Last updated on September 13, 2020
I am 20 going on 21 in a couple of days. I was administered an x-ray of my wrist bone and the epiphyseal bone appears to be closed. I see many people in my college are over 6 feet tall and around 18-19 years old but look more like mid-twenties people, but I digress. Back in high school, many of my friends started springing up rapidly in height but I’ve been going very steadily. My doctor told me from 18 to 20 years old (that is, every time I visited him in the last 2 years) that I was probably done growing, although I beg to differ since my father had relatives that were over six feet tall and my mother (who is 5’1”) has relatives over six feet tall as well. According to the calculator, I am at around 2.9 on the Tanner scale. I have been following an extremely varied diet and do lots of height growth exercises. I really hope to be over 6 feet tall as I am currently only about 5’9.5” and I’m trying to be as patient as possible. I will be 21 in a couple of days. Do you think the doctors might be wrong in terms of my vertical height? I checked my arm span and it’s around 6’2”. My shoe size is 12.
Thank you very much 🙂
In the long run, sticking to the facts is better than pinning your hopes on wishful thinking. Sure, it may be disappointing, but you can move on quicker to better things.
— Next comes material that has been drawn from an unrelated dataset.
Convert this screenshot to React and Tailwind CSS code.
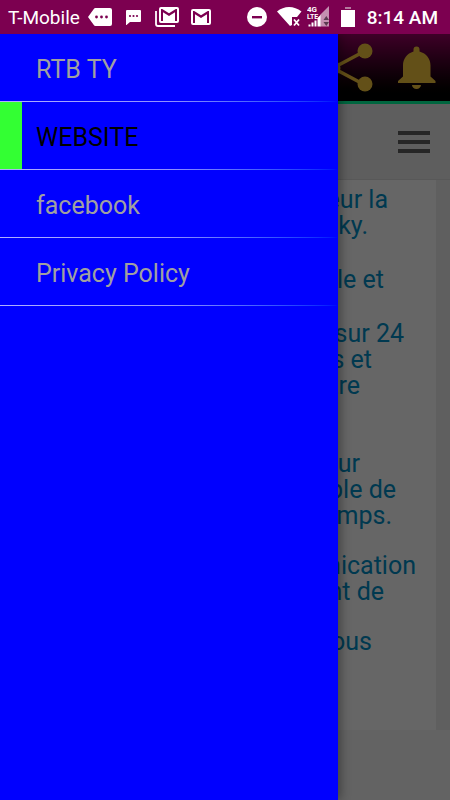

If your epiphyseal is closed, then your long bones are not going to get any longer. It is the nature of bones that once the growth plates close down, they cannot be restarted. If you are getting 2.9 on the Tanner Calculator, then you are not answering the questions correctly. Since you have been keeping track, what has been your height each year? My problem is that while I designed the calculator with a number of checks for accurate input, I can’t double check your answers since I can’t see you. Your doctor has both seen you and has done some tests. The odds are that his answer is correct.
Also, a 6’2″ arm span on an 5’9″ man would say that you have broad shoulders, and broad shoulders develop in stage 4.
Shoe size has been shown to have almost no correlation to height.